MOSCOW Russia is signing new wheat export contracts with Turkey without any price premiums after the resolution of a trade dispute between the two countries, analysts and traders said.
Turkey, the second-largest buyer of Russian wheat after Egypt and the biggest buyer of its sunflower oil, had been in an agriculture trade dispute with Russia since mid-March when it imposed what Moscow regarded as prohibitively high import tariffs.
The dispute, which had brought Russia’s grain supplies to Turkey to a virtual standstill, was resolved at the meeting of the presidents of the two countries – Tayyip Erdogan and Vladimir Putin – in early May when Moscow agreed to scrap some of its restrictions on Ankara.
“There are no problems (with supplies to Turkey),” Sergey Balan, the head of Russia’s National Association of Exporters of Agricultural Products, told Reuters. “Everything resumed its natural course.”
According to Balan, traders have already fulfilled supplies of wheat, which were delayed by the trade limits.

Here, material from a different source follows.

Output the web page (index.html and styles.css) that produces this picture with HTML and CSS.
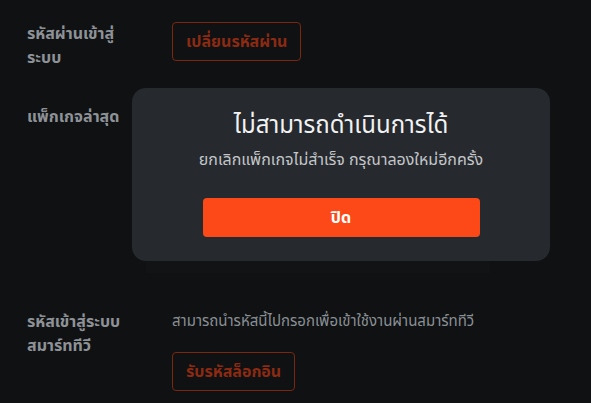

Russia boosted wheat exports to Turkey to 105,300 tonnes in May from 58,400 tonnes in April, SovEcon agriculture consultancy said in a note, citing customs data.
Since the start of this 2016/17 marketing year on July 1, Turkey bought 2.4 million tonnes of Russian wheat, or 9 percent of Russia’s total wheat exports.
The normalization of the trade relations between Moscow and Ankara was also bolstered in late May when Putin lifted restrictions on hiring Turkish workers and on Turkish firms operating in Russia.
“It looks like everything has become normal,” a Turkish wheat buyer, based in Russia, said.
There is no price premium for the supplies to Turkey in the new contracts, he added. Dmitry Rylko, the head of IKAR agriculture consultancy, also confirmed this.
Sunflower oil supplies to Turkey have also returned to normal and there are no signs of any problems, Mikhail Maltsev, the head of Russia’s Oil and Fats Union, told Reuters.
Russia exported 13,200 tonnes of sunflower oil to Turkey in May, down from 32,500 tonnes in April and 73,700 tonnes in March, according to SovEcon.
Supplies in March were boosted by traders’ attempts to fulfil previously signed contracts before the launch of the high import tariffs in mid-March.
“Exports can be down in May but they were on a record level before that,” Maltsev said. Russia exported 1.2 million tonnes of sunflower oil in October-May, of which 406,800 tonnes were sent to Turkey.
Russia is keeping its a ban on Turkish tomato imports – an issue Ankara is eager to resolve – but it does not affect Russian grain exports. Moscow argues that allowing tomato imports from Turkey would harm domestic farmers.